Canadian puppeteer. The modern puppetry revival in Canada may well have started with Rosalynde Osborne’s Punch and Judy Long Ago presented in Hamilton, Ontario, in 1923. This show followed work with Lilian Owen in Gloucester, Massachusetts (United States). In 1935, the Toronto Art Gallery exhibited Rosalynde Osborne’s puppet collection, the first such exhibit in Canada, and, in 1939, she organized the first puppetry conference in Canada. Her company, King Cob Puppets, renamed King Cob Marionettes (1923-1943) when she turned to string puppetry in 1930, worked with both glove puppets and string marionettes. In 1938, The Clouds, based on Aristophanes’ play, was another landmark event. In Quebec in 1942, she performed La Grand’main of Louis Edmond Duranty.

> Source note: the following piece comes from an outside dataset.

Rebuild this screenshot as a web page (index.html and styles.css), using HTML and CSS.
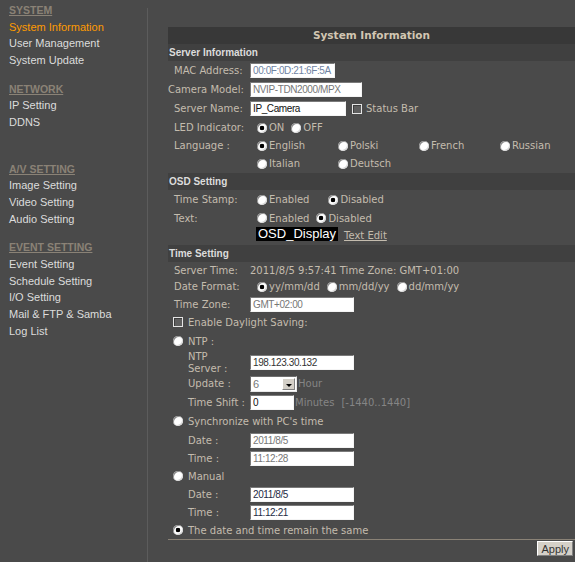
FILE: index.html
```html
<!DOCTYPE html>
<html lang="en">
<head>
  <meta charset="UTF-8">
  <title>System Information</title>
  <link rel="stylesheet" href="styles.css">
</head>
<body>

<div class="layout">
  <div class="sidebar">
    <div class="group">
      <div class="menu-title">SYSTEM</div>
      <a class="menu-item active" href="#">System Information</a>
      <a class="menu-item" href="#">User Management</a>
      <a class="menu-item" href="#">System Update</a>
    </div>
    <div class="group">
      <div class="menu-title">NETWORK</div>
      <a class="menu-item" href="#">IP Setting</a>
      <a class="menu-item" href="#">DDNS</a>
    </div>
    <div class="group far">
      <div class="menu-title">A/V SETTING</div>
      <a class="menu-item" href="#">Image Setting</a>
      <a class="menu-item" href="#">Video Setting</a>
      <a class="menu-item" href="#">Audio Setting</a>
    </div>
    <div class="group">
      <div class="menu-title">EVENT SETTING</div>
      <a class="menu-item" href="#">Event Setting</a>
      <a class="menu-item" href="#">Schedule Setting</a>
      <a class="menu-item" href="#">I/O Setting</a>
      <a class="menu-item" href="#">Mail &amp; FTP &amp; Samba</a>
      <a class="menu-item" href="#">Log List</a>
    </div>
  </div>

  <div class="divider"></div>

  <div class="main">
    <div class="title">System Information</div>

    <!-- server info -->
    <div class="section">Server Information</div>
    <div class="row h19">
      <span class="label">MAC Address:</span>
      <input class="field mac" type="text" value="00:0F:0D:21:6F:5A" readonly>
    </div>
    <div class="row h19">
      <span class="label flush">Camera Model:</span>
      <input class="field ro w-model" type="text" value="NVIP-TDN2000/MPX" readonly>
    </div>
    <div class="row h19">
      <span class="label">Server Name:</span>
      <input class="field w-name" type="text" value="IP_Camera">
      <label class="check status"><input type="checkbox">Status Bar</label>
    </div>
    <div class="row h19">
      <span class="label">LED Indicator:</span>
      <label class="opt"><input type="radio" name="led" checked>ON</label>
      <label class="opt"><input type="radio" name="led">OFF</label>
    </div>
    <div class="row lang">
      <span class="label">Language :</span>
      <div class="lang-grid">
        <label class="opt"><input type="radio" name="lang" checked>English</label>
        <label class="opt"><input type="radio" name="lang">Polski</label>
        <label class="opt"><input type="radio" name="lang">French</label>
        <label class="opt"><input type="radio" name="lang">Russian</label>
        <label class="opt"><input type="radio" name="lang">Italian</label>
        <label class="opt"><input type="radio" name="lang">Deutsch</label>
      </div>
    </div>

    <!-- osd -->
    <div class="section">OSD Setting</div>
    <div class="row h19">
      <span class="label">Time Stamp:</span>
      <label class="opt"><input type="radio" name="stamp">Enabled</label>
      <label class="opt far"><input type="radio" name="stamp" checked>Disabled</label>
    </div>
    <div class="row">
      <span class="label">Text:</span>
      <label class="opt"><input type="radio" name="osdtext">Enabled</label>
      <label class="opt"><input type="radio" name="osdtext" checked>Disabled</label>
    </div>
    <div class="row osd">
      <span class="label"></span>
      <span class="osd-box">OSD_Display</span>
      <a class="text-edit" href="#">Text Edit</a>
    </div>

    <!-- time -->
    <div class="section">Time Setting</div>
    <div class="row h16">
      <span class="label">Server Time:</span>
      <span>2011/8/5 9:57:41 Time Zone: GMT+01:00</span>
    </div>
    <div class="row h17">
      <span class="label">Date Format:</span>
      <label class="opt"><input type="radio" name="fmt" checked>yy/mm/dd</label>
      <label class="opt"><input type="radio" name="fmt">mm/dd/yy</label>
      <label class="opt"><input type="radio" name="fmt">dd/mm/yy</label>
    </div>
    <div class="row">
      <span class="label">Time Zone:</span>
      <input class="field ro w-long" type="text" value="GMT+02:00" readonly>
    </div>
    <div class="row">
      <label class="check lead"><input type="checkbox">Enable Daylight Saving:</label>
    </div>
    <div class="row h20">
      <label class="opt lead"><input type="radio" name="mode">NTP :</label>
    </div>
    <div class="row h23">
      <span class="label sub two-line">NTP<br>Server :</span>
      <input class="field dark w-long" type="text" value="198.123.30.132">
    </div>
    <div class="row h19">
      <span class="label sub">Update :</span>
      <span class="select"><span class="select-val">6</span><span class="select-btn"></span></span>
      <span class="hint">Hour</span>
    </div>
    <div class="row">
      <span class="label sub">Time Shift :</span>
      <input class="field w-short" type="text" value="0">
      <span class="hint">Minutes</span>
      <span class="hint range">[-1440..1440]</span>
    </div>
    <div class="row h20">
      <label class="opt lead"><input type="radio" name="mode">Synchronize with PC's time</label>
    </div>
    <div class="row">
      <span class="label sub">Date :</span>
      <input class="field ro w-long" type="text" value="2011/8/5" readonly>
    </div>
    <div class="row">
      <span class="label sub">Time :</span>
      <input class="field ro w-long" type="text" value="11:12:28" readonly>
    </div>
    <div class="row">
      <label class="opt lead"><input type="radio" name="mode">Manual</label>
    </div>
    <div class="row">
      <span class="label sub">Date :</span>
      <input class="field navy w-long" type="text" value="2011/8/5">
    </div>
    <div class="row">
      <span class="label sub">Time :</span>
      <input class="field navy w-long" type="text" value="11:12:21">
    </div>
    <div class="row">
      <label class="opt lead"><input type="radio" name="mode" checked>The date and time remain the same</label>
    </div>

    <div class="footer">
      <button class="apply">Apply</button>
    </div>
  </div>
</div>

</body>
</html>
```

FILE: styles.css
```css
body {
  margin: 0;
  background: #4a4a4a;
  font-family: "DejaVu Sans", Verdana, sans-serif;
  font-size: 10px;
  color: #c4bcae;
}
.layout {
  display: flex;
  min-height: 562px;
}

/* left menu */
.sidebar {
  width: 147px;
  flex: none;
  box-sizing: border-box;
  padding: 2px 0 0 9px;
  font-family: "Liberation Sans", Arial, sans-serif;
  font-size: 11px;
  line-height: 16.67px;
}
.group + .group {
  margin-top: 12px;
}
.group.far {
  margin-top: 30px;
}
.menu-title {
  font-weight: bold;
  font-size: 10.5px;
  color: #8a8276;
  text-decoration: underline;
}
.menu-item {
  display: block;
  color: #dcdcdc;
  text-decoration: none;
}
.menu-item.active {
  color: #ff9a00;
}
.divider {
  width: 1px;
  flex: none;
  margin-top: 8px;
  background: #5c5c5c;
}

/* content */
.main {
  flex: 1;
  margin: 27px 0 0 20px;
}
.title {
  height: 17px;
  line-height: 17px;
  background: #383838;
  text-align: center;
  font-weight: bold;
  font-size: 10.5px;
  color: #d2c6b2;
}
.section {
  height: 17px;
  line-height: 17px;
  background: #404040;
  padding-left: 1px;
  font-family: "Liberation Sans", Arial, sans-serif;
  font-weight: bold;
  font-size: 10px;
  color: #dcdcdc;
}
.row {
  display: flex;
  align-items: center;
  height: 18px;
  white-space: nowrap;
}
.row.h16 { height: 16px; }
.row.h17 { height: 17px; }
.row.h19 { height: 19px; }
.row.h20 { height: 20px; }
.row.h23 { height: 23px; }

.label {
  width: 82px;
  flex: none;
  box-sizing: border-box;
  padding-left: 6px;
}
.label.flush {
  padding-left: 0;
}
.label.sub {
  padding-left: 20px;
}
.label.two-line {
  line-height: 12px;
}

/* text boxes */
.field {
  box-sizing: border-box;
  height: 15px;
  margin: 0;
  padding: 0 2px;
  border: 1px solid;
  border-color: #7a7a7a #f4f4f4 #f4f4f4 #7a7a7a;
  background: #fff;
  font-family: "Liberation Sans", Arial, sans-serif;
  font-size: 10px;
  letter-spacing: -0.4px;
  color: #111;
  outline: none;
}
.field.mac { width: 85px; color: #6f84a3; }
.field.ro { color: #777; }
.field.dark { color: #333; }
.field.navy { color: #1e2b45; }
.w-model { width: 112px; }
.w-name { width: 96px; }
.w-long { width: 104px; }
.w-short { width: 44px; }

/* radios + checkboxes */
.opt, .check {
  display: inline-flex;
  align-items: center;
}
.opt {
  margin-left: 7px;
  gap: 2px;
}
.opt.far {
  margin-left: 19px;
}
.opt.lead, .check.lead {
  margin-left: 5px;
  gap: 5px;
}
.check.status {
  margin-left: 6px;
  gap: 4px;
}
input[type=radio] {
  appearance: none;
  margin: 0;
  width: 10px;
  height: 10px;
  border-radius: 50%;
  background: #fff;
  box-shadow: inset 1px 1px 0 #8a8a8a, inset -1px -1px 0 #d8d8d8;
}
input[type=radio]:checked {
  background: radial-gradient(circle, #000 0 2px, #fff 2.6px);
}
input[type=checkbox] {
  appearance: none;
  margin: 0;
  width: 10px;
  height: 10px;
  box-sizing: border-box;
  border: 1px solid #e4e4e4;
  background: #5e5e5e;
  box-shadow: inset 1px 1px 0 #3c3c3c;
}

.row.lang {
  height: 36px;
  align-items: flex-start;
  line-height: 18px;
}
.lang-grid {
  display: grid;
  grid-template-columns: repeat(4, 81px);
  grid-auto-rows: 18px;
}

/* osd text */
.row.osd {
  align-items: flex-start;
}
.osd-box {
  margin-left: 6px;
  padding: 0 2px;
  height: 14px;
  line-height: 14px;
  background: #000;
  color: #fff;
  font-family: "Liberation Sans", Arial, sans-serif;
  font-size: 13px;
}
.text-edit {
  margin: 3px 0 0 6px;
  line-height: 12px;
  color: #c4bcae;
}

/* dropdown */
.select {
  display: flex;
  box-sizing: border-box;
  width: 47px;
  height: 16px;
  border: 1px solid;
  border-color: #6e6e6e #e8e8e8 #e8e8e8 #6e6e6e;
  background: #fff;
  font-family: "Liberation Sans", Arial, sans-serif;
  font-size: 11px;
  color: #777;
}
.select-val {
  flex: 1;
  padding-left: 2px;
  line-height: 14px;
}
.select-btn {
  position: relative;
  width: 13px;
  margin: 1px;
  box-sizing: border-box;
  border: 1px solid;
  border-color: #fff #808080 #808080 #fff;
  background: #d4d0c8;
}
.select-btn::after {
  content: "";
  position: absolute;
  left: 3px;
  top: 5px;
  border-left: 3px solid transparent;
  border-right: 3px solid transparent;
  border-top: 3px solid #000;
}
.hint {
  margin-left: 1px;
  color: #858585;
}
.hint.range {
  margin-left: 7px;
}

/* bottom */
.footer {
  display: flex;
  justify-content: flex-end;
  border-top: 1px solid #8a8276;
}
.apply {
  margin: 1px 2px 0 0;
  padding: 0 3px;
  height: 15px;
  border: 1px solid;
  border-color: #fff #808080 #808080 #fff;
  background: #d4d0c8;
  font-family: "Liberation Sans", Arial, sans-serif;
  font-size: 11px;
  line-height: 12px;
  color: #333;
}
```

Rosalynde Osborne lectured on puppetry and contributed articles to the Canadian theatre magazine, Curtain Call. She married Clement Stearn in 1947. In 1953, she donated her extensive puppet collection to McGill University in Montreal. The collection includes 171 puppets and over 2,700 periodicals, books and monographs.

(See Canada.)

Bibliography

  • Flegel, Loretta. “Parts in Play: The Rosalynde Osborne Stearn Collection at McGill University”. MA thesis. Concordia University, 2003.
  • McPharlin, Paul. The Puppet Theatre in America: A History 1524-1948. Boston: Plays Inc., 1949; With a supplement, Puppets in America Since 1948, by Marjorie Batchelder McPharlin. Boston: Plays, Inc., 1969.